Husbands "baby mama"

montoya2014's picture

My husband had a child from a previous relationship. As soon as she found out about me she freaked and wouldn't let him see his daughter. She has let him visit from time to time but not much. My husband and I dated for a year and got married in June, it is still an issue with her and she hates me for some reason. Last night I went with my husband for the first time to meet his daughter and she threatened that she would leave or hurt me if I was to meet her, so he did his thing and I waited. I know she most likely still has feelings for him and that's the reason she hates me, I tried to talk to her and level with her so that we can meet up avoid issues and let my husband, myself and my son try to connect with his daughter as a family. She told me that it was no of my business and to stay out of it. I guess my question is do I have a right to be involved or do I leave it alone? I don't want to over step my boundaries but what is my role in all of this? Thanks!

Rags's picture

This^^^^^^. What did you find so attractive about a man without the testicular fortitude to stand up for himself and his child? That question is to the OP.

ej'scrazy's picture

He needs a CO to enforce his visitation! It needs to be done, or this will happen for years to come!

BethAnne's picture

Legally, she has no power to stop you seeing your husbands kid on his time, the only way she could is if she could get some sort of restraining order (RO) or order of protection for the kids and to do that she needs some sort of real evidence that you are a threat to them. You have no real rights over his kids yourself, as your husband's wife but equally BM has no rights without some sort of RO or protection order to prevent you from seeing them when your husband has visitation. I hope that makes sense.

If she doesn't want to talk to you then don't bother trying to get her to, it isn't worth it and why would you waste your time and energy on her. Trust me, she will eat away at your soul given half the chance. Don't let her have that pleasure, take a back seat and if you want to, advise your husband behind closed doors and don't interact with her again.

Leave it up to your husband. He needs to find out what his rights are and assert them so that he can stop being played and stop the children being used as pawns. If a CO parenting plan granting him visitation rights isn't already in place then he needs to sort that to stop her nonsense. As long as he isn't a threat to them he will be granted some amount of time with them. If there is a CO in place and she is violating it then he needs to threaten legal action against her and follow through with it if necessary.

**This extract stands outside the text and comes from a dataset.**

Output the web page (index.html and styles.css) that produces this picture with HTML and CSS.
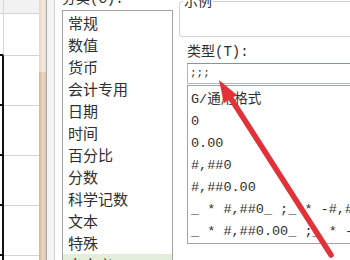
FILE: index.html
```html
<!DOCTYPE html>
<html lang="zh-CN">
<head>
    <meta charset="UTF-8" />
    <title>设置单元格格式 - 自定义</title>
    <link rel="stylesheet" href="styles.css">
</head>
<body>
    <div class="screen">
        <div class="sheet">
            <div class="sheet-row head"><div class="col-a"></div><div class="col-b"></div></div>
            <div class="sheet-row first"><div class="col-a"></div><div class="col-b"></div></div>
            <div class="sheet-row boxed"><div class="col-a"></div><div class="col-b"></div></div>
            <div class="sheet-row boxed"><div class="col-a"></div><div class="col-b"></div></div>
            <div class="sheet-row boxed"><div class="col-a"></div><div class="col-b"></div></div>
            <div class="sheet-row boxed"><div class="col-a"></div><div class="col-b"></div></div>
            <div class="sheet-row boxed"><div class="col-a"></div><div class="col-b"></div></div>
        </div>
        <div class="edge"></div>
        <div class="frame"></div>

        <div class="dialog">
            <div class="category">
                <div class="label">分类(C):</div>
                <ul class="category-list">
                    <li>常规</li>
                    <li>数值</li>
                    <li>货币</li>
                    <li>会计专用</li>
                    <li>日期</li>
                    <li>时间</li>
                    <li>百分比</li>
                    <li>分数</li>
                    <li>科学记数</li>
                    <li>文本</li>
                    <li>特殊</li>
                    <li class="selected">自定义</li>
                </ul>
            </div>

            <div class="detail">
                <div class="sample">
                    <span class="sample-title">示例</span>
                </div>
                <div class="type-area">
                    <div class="label">类型(T):</div>
                    <div class="type-input">;;;</div>
                    <ul class="format-list">
                        <li>G/通用格式</li>
                        <li>0</li>
                        <li>0.00</li>
                        <li>#,##0</li>
                        <li>#,##0.00</li>
                        <li>_ * #,##0_ ;_ * -#,##0_ ;_ * "-"_ ;_ @_ </li>
                        <li>_ * #,##0.00_ ;_ * -#,##0.00_ ;_ * "-"??_ ;_ @_ </li>
                    </ul>
                </div>
            </div>
        </div>

        <!-- red pointer drawn over the screenshot -->
        <svg class="arrow" width="350" height="260" viewBox="0 0 350 260">
            <line x1="331" y1="255" x2="228" y2="94" stroke="#e3313a" stroke-width="5.5" stroke-linecap="round" />
            <polygon points="219,80 237,95 224,103" fill="#e3313a" />
        </svg>
    </div>
</body>
</html>
```

FILE: styles.css
```css
* {
    box-sizing: border-box;
}
body {
    margin: 0;
    background-color: #fff;
    font-family: "Noto Sans CJK SC", sans-serif;
    color: #2e2e2e;
}
.screen {
    position: relative;
    display: flex;
    width: 350px;
    height: 260px;
    overflow: hidden;
}

/* spreadsheet behind the dialog */
.sheet {
    flex: none;
    width: 39px;
}
.sheet-row {
    display: flex;
    height: 50px;
}
.sheet-row.head {
    height: 14px;
    background-color: #f2f2f2;
}
.sheet-row.first {
    height: 42px;
}
.col-a {
    width: 4px;
    border-right: 1px solid #d8d8d8;
    border-bottom: 1px solid #d8d8d8;
}
.col-b {
    flex: 1;
    border-bottom: 1px solid #d4d4d4;
}
.first .col-a {
    border-bottom: 2px solid #111;
}
.boxed .col-a {
    border-right: 2px solid #111;
    border-bottom: 2px solid #111;
}

/* dialog frame */
.edge {
    flex: none;
    width: 7px;
    background:
        linear-gradient(to bottom, rgba(255, 255, 255, 0.45) 0 72px, transparent 72px),
        linear-gradient(to right, #d6b594, #ecd7c2 55%, #dfc3a6);
}
.frame {
    flex: none;
    width: 9px;
    border-left: 1px solid #a9a9a9;
    border-right: 1px solid #d0d0d0;
    background-color: #f4f4f4;
}
.dialog {
    flex: none;
    display: flex;
    width: 320px;
    padding-left: 7px;
}
.label {
    font-family: "Liberation Mono", "Noto Sans CJK SC", monospace;
    font-size: 14px;
    line-height: 20px;
    white-space: nowrap;
}

/* category list */
.category {
    flex: none;
    width: 111px;
}
.category .label {
    margin-top: -11px;
    margin-bottom: 1px;
}
.category-list {
    list-style: none;
    margin: 0;
    padding: 1px 0 0;
    height: 300px;
    border: 1px solid #a3a3a3;
}
.category-list li {
    font-size: 15px;
    line-height: 22px;
    padding-left: 5px;
}
.category-list .selected {
    background-color: #e2eeda;
}

/* right side */
.detail {
    flex: none;
    width: 200px;
    margin-left: 6px;
}
.sample {
    height: 36px;
    margin-top: 1px;
    padding-left: 3px;
    border: 1px solid #d2d2d2;
    border-radius: 3px;
}
.sample-title {
    display: block;
    width: fit-content;
    margin-top: -12px;
    padding: 0 1px;
    background-color: #fff;
    font-size: 14px;
    line-height: 20px;
}
.type-area {
    padding-left: 8px;
}
.type-area .label {
    margin-top: 5px;
}
.type-input {
    height: 21px;
    margin-top: 1px;
    padding-left: 2px;
    border: 1px solid #a9b9c8;
    border-top-color: #8094a8;
    font-family: "Liberation Mono", monospace;
    font-size: 11px;
    line-height: 19px;
}
.format-list {
    list-style: none;
    margin: 1px 0 0;
    padding: 3px 0 0 3px;
    height: 159px;
    border: 1px solid #a3a3a3;
    font-family: "Liberation Mono", "Noto Sans CJK SC", monospace;
    font-size: 13.5px;
    white-space: nowrap;
    overflow: hidden;
}
.format-list li {
    line-height: 22px;
}

.arrow {
    position: absolute;
    left: 0;
    top: 0;
    pointer-events: none;
}
```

The other thing, yes she could well be harboring feelings for him still but there is also the threat to her motherhood with another woman coming in to play and a general possessiveness over her ex that maybe she doesn't want him back, but she sure as hell doesn't want anyone else to have him either.

Disneyfan's picture

Stop trying to talk to/meet with BM. You and your son are of no concern to her. By not going to court, your husband is making the choice to allow BM to control how/when/if he interacts with his child.

Teas83's picture

"She has let him visit from time to time."

It is not BM's place to "allow" your husband to see his daughter. He has a right to see his daughter whether BM likes it or not. Our BM used that same phrase in court and the judge put her in her place.

Your husband should go to a lawyer to get a proper CO put in place.

I have experience with a crazy BM as well. She's made my life miserable so I'm glad I found this site. You'll get lots of good advice here.

Anon2009's picture

Your husband needs to get a court order that leaves no stone unturned. He needs to use it in part to outline how and when she can contact him. He needs to get child support figured out too. Maybe he could pay it through the state so bm can harass them if she doesn't get it on time. He needs to make it so that all exchanges happen at a neutral place with surveillance cameras, like a police station.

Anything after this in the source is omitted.